FASB News

Option to Avoid Applying Credit Loss Rules to Trade Receivables May Be Considered

The new credit loss accounting rules did not move the needle on what nonfinancial companies would typically book for trade receivables, but they still had to put forth the effort to figure it all out, FASB’s Financial Accounting Standards Advisory Council (FASAC) told the board. “We saw a lot of companies that to be perfectly honest just sort of missed the ball and they’ve had to put in processes and in some cases they have a process to document why they don’t think the expected piece of the allowance calculation would ever be anything other than de minimis,” Paul Beswick, partner, assurance services (national office) of Ernst & Young LLP, said. “And so there’s been a 404 environment for small and medium sized companies—it is additional work and so I think there would be some appetite.” Beswick said he has never been a big fan of applying the current expected credit loss (CECL) model to trade receivables and there will be ongoing maintenance required. The remarks were made during a September 24 meeting in response to a question posed by FASB members about whether it would be feasible to introduce an option in the rules so that non-financial companies would not apply CECL to short-term trade receivables, in light of reports of minor impacts. Companies that have not yet adopted the rules might welcome an option to not apply the current expected credit loss (CECL) model to trade receivables.

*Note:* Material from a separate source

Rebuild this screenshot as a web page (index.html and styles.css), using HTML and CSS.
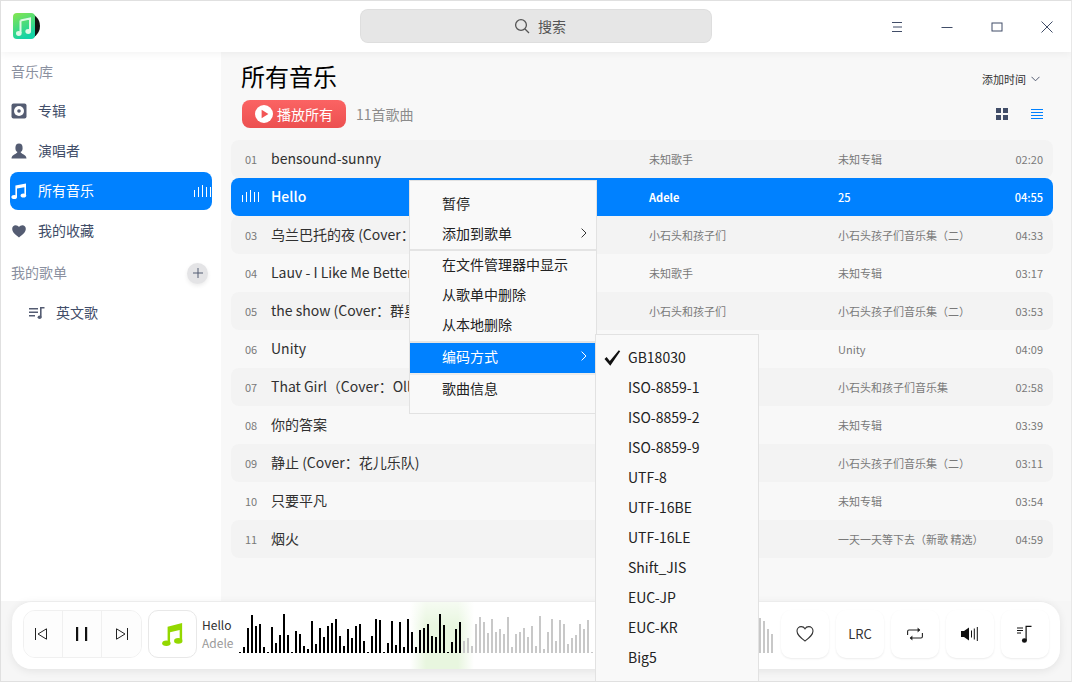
FILE: index.html
```html
<!DOCTYPE html>
<html lang="zh-CN">
<head>
    <meta charset="UTF-8">
    <meta name="viewport" content="width=device-width, initial-scale=1.0">
    <title>音乐</title>
    <link rel="stylesheet" href="styles.css">
</head>
<body>
    <div class="window">
        <header class="topbar">
            <svg class="logo" width="30" height="28" viewBox="0 0 30 28">
                <defs>
                    <linearGradient id="logoFill" x1="0" y1="0" x2="0.4" y2="1">
                        <stop offset="0" stop-color="#86e64e"/>
                        <stop offset="1" stop-color="#14d3a6"/>
                    </linearGradient>
                </defs>
                <circle cx="15" cy="14" r="13" fill="#111"/>
                <rect x="1" y="1" width="22" height="26" rx="4" fill="url(#logoFill)"/>
                <path d="M8.5 8.5 L18 6.5 V19" fill="none" stroke="#dff9e6" stroke-width="2"/>
                <path d="M8.5 8.5 V21" fill="none" stroke="#dff9e6" stroke-width="2"/>
                <ellipse cx="6.8" cy="21.5" rx="2.8" ry="2.4" fill="#dff9e6"/>
                <ellipse cx="16.2" cy="19.5" rx="2.8" ry="2.4" fill="#dff9e6"/>
            </svg>
            <div class="search">
                <svg width="16" height="16" viewBox="0 0 16 16" fill="none" stroke="#555" stroke-width="1.3">
                    <circle cx="7" cy="7" r="5.4"/>
                    <path d="M11 11 L15 15"/>
                </svg>
                <span>搜索</span>
            </div>
            <div class="winctl">
                <svg width="12" height="12" viewBox="0 0 12 12" stroke="#414d68"><path d="M1 1.5 H11 M2 6 H11 M1 10.5 H11"/></svg>
                <svg width="12" height="12" viewBox="0 0 12 12" stroke="#414d68"><path d="M0.5 6.5 H11.5"/></svg>
                <svg width="12" height="12" viewBox="0 0 12 12" fill="none" stroke="#414d68"><rect x="1" y="2" width="10" height="8"/></svg>
                <svg width="12" height="12" viewBox="0 0 12 12" stroke="#414d68"><path d="M0.5 0.5 L11.5 11.5 M11.5 0.5 L0.5 11.5"/></svg>
            </div>
        </header>

        <div class="content">
            <aside class="sidebar">
                <div class="side-label">音乐库</div>
                <nav class="nav">
                    <a class="nav-item">
                        <svg width="16" height="16" viewBox="0 0 16 16"><rect x="0.5" y="0.5" width="15" height="15" rx="2" fill="#545c72"/><circle cx="8" cy="8" r="5" fill="#fff"/><circle cx="8" cy="8" r="1.8" fill="#545c72"/></svg>
                        <span>专辑</span>
                    </a>
                    <a class="nav-item">
                        <svg width="16" height="16" viewBox="0 0 16 16" fill="#545c72"><ellipse cx="8" cy="5" rx="3.6" ry="4.4"/><path d="M6.4 9 L9.6 9 C10 11 15.5 11.5 15.5 15.5 H0.5 C0.5 11.5 6 11 6.4 9 Z"/></svg>
                        <span>演唱者</span>
                    </a>
                    <a class="nav-item active">
                        <svg width="16" height="16" viewBox="0 0 16 16" fill="#fff"><path d="M4.4 2.6 L15 0.6 V12.4 H13.4 V4.2 L6 5.6 V14 H4.4 Z"/><ellipse cx="3.2" cy="14" rx="2.8" ry="2"/><ellipse cx="12.4" cy="12.6" rx="2.8" ry="2"/></svg>
                        <span>所有音乐</span>
                        <i class="eq"><b class="e1"></b><b class="e2"></b><b class="e3"></b><b class="e2"></b><b class="e2"></b></i>
                    </a>
                    <a class="nav-item">
                        <svg width="16" height="16" viewBox="0 0 16 16" fill="#545c72"><path d="M8 14.5 C4 11.5 1.2 9.2 1.2 5.8 C1.2 3.6 2.8 2.2 4.6 2.2 C6 2.2 7.2 2.9 8 4.1 C8.8 2.9 10 2.2 11.4 2.2 C13.2 2.2 14.8 3.6 14.8 5.8 C14.8 9.2 12 11.5 8 14.5 Z"/></svg>
                        <span>我的收藏</span>
                    </a>
                </nav>
                <div class="side-label playlists">
                    <span>我的歌单</span>
                    <button class="add-btn">
                        <svg width="10" height="10" viewBox="0 0 10 10" stroke="#535c72"><path d="M5 0 V10 M0 5 H10"/></svg>
                    </button>
                </div>
                <a class="nav-item sub">
                    <svg width="16" height="14" viewBox="0 0 16 14" fill="#545c72"><path d="M0 2 H9 V3.4 H0 Z M0 5.5 H9 V6.9 H0 Z M0 9 H6 V10.4 H0 Z"/><path d="M11 11 V1 H15.5 V2.6 H12.6 V11 Z"/><ellipse cx="10.6" cy="11.2" rx="2" ry="1.8"/></svg>
                    <span>英文歌</span>
                </a>
            </aside>

            <main class="main">
                <div class="head-row">
                    <h1>所有音乐</h1>
                    <div class="sort">添加时间
                        <svg width="9" height="6" viewBox="0 0 9 6" fill="none" stroke="#545c72"><path d="M0.5 0.8 L4.5 4.8 L8.5 0.8"/></svg>
                    </div>
                </div>
                <div class="tool-row">
                    <button class="play-all">
                        <svg width="18" height="18" viewBox="0 0 18 18"><circle cx="9" cy="9" r="9" fill="#fff"/><path d="M6.6 4.8 L13.4 9 L6.6 13.2 Z" fill="#f25555"/></svg>
                        <span>播放所有</span>
                    </button>
                    <span class="count">11首歌曲</span>
                    <div class="views">
                        <svg width="12" height="12" viewBox="0 0 12 12" fill="#414d68"><rect width="5" height="5"/><rect x="7" width="5" height="5"/><rect y="7" width="5" height="5"/><rect x="7" y="7" width="5" height="5"/></svg>
                        <svg width="12" height="12" viewBox="0 0 12 12" stroke="#0081ff"><path d="M0 1.5 H12 M0 4.5 H12 M0 7.5 H12 M0 10.5 H12"/></svg>
                    </div>
                </div>

                <div class="songs">
                    <div class="song"><span class="no">01</span><span class="name">bensound-sunny</span><span class="artist">未知歌手</span><span class="album">未知专辑</span><span class="time">02:20</span></div>
                    <div class="song playing"><span class="no"><i class="eq"><b class="e1"></b><b class="e2"></b><b class="e3"></b><b class="e2"></b><b class="e2"></b></i></span><span class="name">Hello</span><span class="artist">Adele</span><span class="album">25</span><span class="time">04:55</span></div>
                    <div class="song"><span class="no">03</span><span class="name">乌兰巴托的夜 (Cover：</span><span class="artist">小石头和孩子们</span><span class="album">小石头孩子们音乐集（二）</span><span class="time">04:33</span></div>
                    <div class="song"><span class="no">04</span><span class="name">Lauv - I Like Me Better</span><span class="artist">未知歌手</span><span class="album">未知专辑</span><span class="time">03:17</span></div>
                    <div class="song"><span class="no">05</span><span class="name">the show (Cover：群星)</span><span class="artist">小石头和孩子们</span><span class="album">小石头孩子们音乐集（二）</span><span class="time">03:53</span></div>
                    <div class="song"><span class="no">06</span><span class="name">Unity</span><span class="artist"></span><span class="album">Unity</span><span class="time">04:09</span></div>
                    <div class="song"><span class="no">07</span><span class="name">That Girl（Cover：Olly）</span><span class="artist"></span><span class="album">小石头和孩子们音乐集</span><span class="time">02:58</span></div>
                    <div class="song"><span class="no">08</span><span class="name">你的答案</span><span class="artist"></span><span class="album">未知专辑</span><span class="time">03:39</span></div>
                    <div class="song"><span class="no">09</span><span class="name">静止 (Cover：花儿乐队)</span><span class="artist"></span><span class="album">小石头孩子们音乐集（二）</span><span class="time">03:11</span></div>
                    <div class="song"><span class="no">10</span><span class="name">只要平凡</span><span class="artist"></span><span class="album">未知专辑</span><span class="time">03:54</span></div>
                    <div class="song"><span class="no">11</span><span class="name">烟火</span><span class="artist"></span><span class="album">一天一天等下去（新歌 精选）</span><span class="time">04:59</span></div>
                </div>
            </main>
        </div>

        <footer class="footer">
            <div class="player">
                <div class="transport">
                    <button class="prev">
                        <svg width="14" height="12" viewBox="0 0 14 12" fill="none" stroke="#222"><path d="M1.5 0 V12 M12.5 0.8 L4 6 L12.5 11.2 Z"/></svg>
                    </button>
                    <button>
                        <svg width="14" height="14" viewBox="0 0 14 14" fill="#111"><rect x="1" width="2.2" height="14"/><rect x="10" width="2.2" height="14"/></svg>
                    </button>
                    <button>
                        <svg width="14" height="12" viewBox="0 0 14 12" fill="none" stroke="#222"><path d="M12.5 0 V12 M1.5 0.8 L10 6 L1.5 11.2 Z"/></svg>
                    </button>
                </div>
                <button class="cover">
                    <svg width="21" height="25" viewBox="0 0 24 27" preserveAspectRatio="none" fill="#93d800"><path d="M6.4 5 L23 1 V20 H20.2 V8.6 L9.2 11.2 V23 H6.4 Z"/><ellipse cx="5" cy="23" rx="4.8" ry="3"/><ellipse cx="18.6" cy="20.4" rx="4.8" ry="3"/></svg>
                </button>
                <div class="now">
                    <div class="now-title">Hello</div>
                    <div class="now-artist">Adele</div>
                </div>
                <div class="wave" id="wave"></div>
                <div class="actions">
                    <button>
                        <svg width="18" height="18" viewBox="0 0 18 18" fill="none" stroke="#333" stroke-width="1.1"><path d="M9 16 C4.5 12.6 1 10 1 6 C1 3.4 3 1.6 5.2 1.6 C6.8 1.6 8.2 2.4 9 3.8 C9.8 2.4 11.2 1.6 12.8 1.6 C15 1.6 17 3.4 17 6 C17 10 13.500 12.600 9 16 Z"/></svg>
                    </button>
                    <button class="lrc">LRC</button>
                    <button>
                        <svg width="16" height="14" viewBox="0 0 16 14" fill="none" stroke="#222" stroke-width="1.1"><path d="M0.6 8 V4.4 Q0.6 3 2 3 H13"/><path d="M15.400 6 V9.600 Q15.400 11 14 11 H3"/><path d="M10.600 0.400 L13.200 3 L10.600 5.600" fill="#222" stroke="none"/><path d="M5.400 8.400 L2.800 11 L5.400 13.600" fill="#222" stroke="none"/></svg>
                    </button>
                    <button>
                        <svg width="18" height="14" viewBox="0 0 18 14" fill="#111"><path d="M0 4 H3 L8 0.6 V13.400 L3 10 H0 Z"/><rect x="10" y="3.500" width="1" height="7"/><rect x="12.800" y="1.500" width="1" height="11"/><rect x="15.800" width="1" height="14"/></svg>
                    </button>
                    <button>
                        <svg width="17" height="18" viewBox="0 0 17 18" fill="#111"><path d="M0 2.500 H6 V3.500 H0 Z M0 5 H6 V6 H0 Z M0 7.500 H4 V8.500 H0 Z"/><path d="M8.500 15 V0.700 H14.500 V1.900 H9.700 V15 Z"/><ellipse cx="7.400" cy="15.500" rx="2.500" ry="2.200"/></svg>
                    </button>
                </div>
            </div>
        </footer>

        <div class="menu">
            <div class="menu-item top">暂停</div>
            <div class="menu-item top">添加到歌单<svg class="arrow" width="6" height="10" viewBox="0 0 6 10" fill="none" stroke="#333"><path d="M0.6 0.6 L5 5 L0.6 9.400"/></svg></div>
            <div class="menu-sep first"></div>
            <div class="menu-item">在文件管理器中显示</div>
            <div class="menu-item">从歌单中删除</div>
            <div class="menu-item">从本地删除</div>
            <div class="menu-sep"></div>
            <div class="menu-item current">编码方式<svg class="arrow" width="6" height="10" viewBox="0 0 6 10" fill="none" stroke="#fff"><path d="M0.6 0.6 L5 5 L0.6 9.400"/></svg></div>
            <div class="menu-sep light"></div>
            <div class="menu-item">歌曲信息</div>
        </div>

        <div class="submenu">
            <div class="sub-item checked">
                <svg width="17" height="16" viewBox="0 0 17 16" fill="#111"><path d="M0.500 9 L2.600 7 L5.800 11 L14.800 0.200 L16.200 1.200 L6.300 15.800 Z"/></svg>
                GB18030
            </div>
            <div class="sub-item">ISO-8859-1</div>
            <div class="sub-item">ISO-8859-2</div>
            <div class="sub-item">ISO-8859-9</div>
            <div class="sub-item">UTF-8</div>
            <div class="sub-item">UTF-16BE</div>
            <div class="sub-item">UTF-16LE</div>
            <div class="sub-item">Shift_JIS</div>
            <div class="sub-item">EUC-JP</div>
            <div class="sub-item">EUC-KR</div>
            <div class="sub-item">Big5</div>
        </div>
    </div>
    <script src="wave.js"></script>
</body>
</html>
```

FILE: styles.css
```css
* {
    box-sizing: border-box;
}
html, body {
    margin: 0;
    height: 100%;
    overflow: hidden;
}
body {
    font-family: "Noto Sans CJK SC", "Noto Sans", sans-serif;
    font-size: 14px;
    color: #303030;
}
button {
    font-family: inherit;
    border: none;
    padding: 0;
    cursor: pointer;
}
.window {
    position: relative;
    width: 1072px;
    height: 682px;
    border: 1px solid #e0e0e0;
    border-right-color: #e8e8e8;
    display: flex;
    flex-direction: column;
    overflow: hidden;
    background: #f8f8f8;
}

/* title bar */
.topbar {
    position: relative;
    z-index: 2;
    height: 51px;
    flex: none;
    background: #fff;
    box-shadow: 0 2px 8px rgba(0, 0, 0, 0.05);
    display: flex;
    align-items: center;
    padding: 0 0 1px 11px;
}
.logo {
    flex: none;
}
.search {
    width: 352px;
    height: 34px;
    margin-left: 318px;
    padding-left: 8px;
    background: #e6e6e6;
    border-radius: 8px;
    box-shadow: inset 0 0 0 1px rgba(0, 0, 0, 0.03);
    display: flex;
    align-items: center;
    justify-content: center;
    gap: 8px;
    color: #555;
}
.winctl {
    margin: 2px 0 0 179px;
    display: flex;
    gap: 38px;
}

.content {
    flex: 1;
    display: flex;
    min-height: 0;
}

/* sidebar */
.sidebar {
    width: 220px;
    flex: none;
    background: #fff;
    padding: 0 9px;
}
.side-label {
    height: 40px;
    line-height: 38px;
    padding-left: 1px;
    color: #8a90a0;
}
.side-label.playlists {
    height: 42px;
    line-height: 40px;
    margin-top: 2px;
    display: flex;
    justify-content: space-between;
    align-items: center;
    padding-right: 4px;
}
.playlists span {
    margin-bottom: 2px;
}
.add-btn {
    width: 21px;
    height: 21px;
    border-radius: 50%;
    background: #e4e4e6;
    box-shadow: 0 2px 4px rgba(0, 0, 0, 0.08);
    display: flex;
    align-items: center;
    justify-content: center;
}
.nav {
    display: flex;
    flex-direction: column;
    gap: 2px;
}
.nav-item {
    height: 38px;
    border-radius: 8px;
    display: flex;
    align-items: center;
    gap: 11px;
    padding-left: 1px;
    color: #414d68;
}
.nav-item span {
    margin-bottom: 2px;
}
.nav-item.active {
    background: #0081ff;
    color: #fff;
}
.nav-item.sub {
    padding-left: 19px;
    gap: 11px;
}
.eq {
    display: inline-flex;
    align-items: flex-end;
    gap: 3px;
    height: 12px;
}
.eq b {
    width: 1px;
    background: #fff;
}
.eq .e1 {
    height: 7px;
}
.eq .e2 {
    height: 10px;
}
.eq .e3 {
    height: 12px;
}
.nav-item .eq {
    margin-left: auto;
    margin-right: 1px;
}

/* main list */
.main {
    flex: 1;
    min-width: 0;
    padding: 0 18px 0 10px;
}
.head-row {
    height: 48px;
    display: flex;
    justify-content: space-between;
    align-items: center;
    padding-left: 10px;
}
h1 {
    margin: 0 0 2px;
    font-size: 24px;
    font-weight: 400;
    color: #000;
}
.sort {
    font-size: 11px;
    color: #333;
    display: flex;
    align-items: center;
    gap: 5px;
    margin-top: 6px;
    padding-right: 13px;
}
.tool-row {
    height: 28px;
    display: flex;
    align-items: center;
    padding-left: 11px;
}
.play-all {
    width: 104px;
    height: 28px;
    border-radius: 8px;
    background: linear-gradient(#fb6363, #ec5050);
    color: #fff;
    font-size: 14px;
    display: flex;
    align-items: center;
    gap: 4px;
    padding-left: 13px;
}
.count {
    margin-left: 10px;
    color: #8c8c8c;
}
.views {
    margin-left: auto;
    display: flex;
    gap: 23px;
    padding-right: 10px;
}
.songs {
    margin-top: 12px;
}
.song {
    height: 38px;
    border-radius: 8px;
    display: flex;
    align-items: center;
    padding: 0 10px 0 14px;
}
.song:nth-child(odd) {
    background: #f3f3f3;
}
.song .no {
    width: 26px;
    flex: none;
    font-size: 11px;
    color: #797979;
}
.song .name {
    width: 378px;
    flex: none;
    padding-bottom: 2px;
    white-space: nowrap;
}
.song .artist {
    width: 189px;
    flex: none;
    font-size: 11px;
    color: #797979;
}
.song .album {
    flex: 1;
    font-size: 11px;
    color: #797979;
}
.song .time {
    font-size: 11px;
    color: #797979;
}
.song.playing {
    background: #0081ff;
}
.song.playing span {
    color: #fff;
}
.song.playing .name {
    font-weight: 500;
}
.song.playing .artist {
    font-weight: 700;
}
.song.playing .album, .song.playing .time {
    font-weight: 500;
}
.song.playing .no {
    margin-left: -3px;
    margin-right: 3px;
}

/* player */
.footer {
    flex: none;
    height: 80px;
    padding: 0 11px 12px;
    background: #f6f6f6;
}
.player {
    height: 68px;
    border-radius: 20px;
    background:
        linear-gradient(180deg, rgba(255, 255, 255, 0.6), rgba(255, 255, 255, 0) 35%),
        linear-gradient(90deg, #fff 398px, #e8f6df 414px, #e8f6df 446px, #fff 462px);
    box-shadow: 0 2px 8px rgba(0, 0, 0, 0.08);
    border-top: 1px solid #ececec;
    display: flex;
    align-items: center;
    padding: 0 11px 3px;
}
.player button {
    background: #fff;
    display: flex;
    align-items: center;
    justify-content: center;
}
.transport {
    display: flex;
    height: 48px;
    border: 1px solid #f0f0f0;
    border-radius: 12px;
    overflow: hidden;
    flex: none;
}
.transport button {
    width: 39px;
    border-right: 1px solid #f0f0f0;
    background: #fdfdfd;
}
.transport button:last-child {
    border-right: none;
}
.transport .prev {
    padding-right: 4px;
}
.player .cover {
    width: 49px;
    height: 48px;
    flex: none;
    margin-left: 6px;
    border: 1px solid #e8e8e8;
    border-radius: 10px;
}
.now {
    width: 37px;
    flex: none;
    margin-left: 5px;
    font-size: 12px;
    line-height: 18px;
    white-space: nowrap;
}
.now-title {
    color: #303030;
}
.now-artist {
    color: #9a9a9a;
}
.wave {
    flex: 1;
    min-width: 0;
    height: 48px;
    padding-bottom: 5px;
    display: flex;
    align-items: flex-end;
    gap: 2px;
    overflow: hidden;
}
.wave span {
    width: 2px;
    flex: none;
    background: #c8c8c8;
}
.wave span.played {
    background: #000;
}
.actions {
    display: flex;
    gap: 7px;
    flex: none;
    margin-left: 6px;
}
.actions button {
    width: 48px;
    height: 48px;
    border-radius: 10px;
    box-shadow: 0 1px 2px rgba(0, 0, 0, 0.08);
}
.actions .lrc {
    font-size: 13px;
    padding-bottom: 2px;
    color: #333;
}

/* context menus */
.menu, .submenu {
    position: absolute;
    background: #f9f9f9;
    border: 1px solid #e2e2e2;
}
.menu {
    left: 408px;
    top: 179px;
    width: 188px;
    padding: 7px 0 8px;
    z-index: 3;
}
.menu-item {
    height: 30px;
    line-height: 26px;
    padding: 0 9px 4px 32px;
    color: #222;
    display: flex;
    align-items: center;
    justify-content: space-between;
}
.menu-item.top {
    padding-bottom: 1px;
}
.menu-item.current {
    background: #0081ff;
    color: #fff;
}
.menu-sep {
    height: 2px;
    background: #e4e4e4;
}
.menu-sep.first {
    margin-top: 1px;
}
.menu-sep.light {
    background: #ececec;
}
.submenu {
    left: 594px;
    top: 333px;
    bottom: -2px;
    width: 164px;
    padding-top: 7px;
    z-index: 4;
}
.sub-item {
    height: 30px;
    line-height: 30px;
    padding-left: 32px;
    color: #222;
}
.sub-item.checked {
    position: relative;
}
.sub-item.checked svg {
    position: absolute;
    left: 8px;
    top: 8px;
}
```

FILE: wave.js
```js
// bar heights of the track, in px. the first 56 are already played
const heights = [
    1, 6, 25, 38, 27, 29, 6, 1, 26, 10, 18, 39, 18, 1, 22, 19, 7, 4, 32, 9,
    25, 16, 27, 30, 34, 17, 7, 24, 15, 27, 29, 12, 1, 17, 34, 33, 1, 10, 32, 8,
    31, 6, 34, 21, 6, 23, 25, 29, 17, 16, 39, 28, 1, 11, 24, 31, 12, 15, 7, 29,
    36, 31, 20, 34, 21, 24, 19, 36, 6, 19, 21, 25, 16, 27, 7, 37, 4, 21, 34, 12,
    33, 29, 9, 15, 18, 29, 24, 33, 1,
    20, 20, 20, 20, 20, 20, 20, 20, 20, 20, 20, 20, 20, 20, 20, 20, 20, 20, 20, 20,
    20, 20, 20, 20, 20, 20, 20, 20, 20, 20, 20, 20, 20, 20, 20, 20, 20, 20, 20, 20, 20,
    35, 32, 24, 19
];
const playedCount = 56;

const wave = document.getElementById("wave");
heights.forEach((h, i) => {
    const bar = document.createElement("span");
    bar.style.height = h + "px";
    if (i < playedCount) bar.className = "played";
    wave.appendChild(bar);
});
```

Accounting for Impairment Isn’t Meshing With Unprecedented Coronavirus Pandemic

Companies are questioning whether the goodwill impairment accounting model works logically under the unprecedented economic uncertainty driven by the COVID-19 pandemic, according to September 24 discussions by the FASB’s FASAC. Reporting an impairment of assets is among the toughest reporting issues companies are currently wrestling with because the decline in asset value they have to record is viewed as temporary, some on the FASAC said during the discussions. The problems might be the way the rules were crafted, the discussions indicated. “Many times the FASB writes the guidance assuming there’s a one event thing that happens that causes an impairment, that causes say a segment change, that causes whatever it is. I think in actuality many times it isn’t a single event it’s an accumulation of a bunch of events or it’s a month or two at a time, so just something to consider as you think about guidance going forward,” Amie Thuener, vice president, chief accountant of Google’s parent Alphabet Inc., said. “It’s not as black and white as something happens on a day and then that’s the day we measure impairment or that’s the day we reallocate goodwill—it isn’t always that clear.”

IASB News

Hoogervorst Touts Interplay of Principles-Based IFRS with Sustainability Issues

IASB Chairman Hans Hoogervorst said that IFRS standards already have “baked in” requirements that would cause companies to have to report on sustainability matters, particularly in light of trends such as net-zero emission economy goals. Hoogervorst told the IFRS Foundation virtual conference that the principles-based nature of IFRS standards means companies may already need to reflect climate-related risks in their financial statements, despite the words ‘climate’ and ‘sustainability’ not being mentioned in the standards. The potential interplay of IFRS requirements with sustainability issues is quite far-reaching, Hoogervorst said. The more urgent sustainability issues become and the more stringent public policy towards a zero-emission future becomes, the more likely it is that financial statements will be affected by these developments, he said. “These impairments, running into the tens of billions, were triggered by a considerable downward adjustment of estimates of oil prices in the next decades. The reasons for these lowered oil price projections were not just the pandemic, but also the growing realization that the transition to a low or net zero-emission economy will have its consequences for the price of oil. So, the growing realization by oil companies that some of their assets may become stranded as a result of this transition definitely played a role in these impairments,” Hoogervorst said. His remarks come at a time that the IFRS Foundation, the body with oversight of the IASB, has been studying whether to establish a separate board to develop sustainability accounting rules.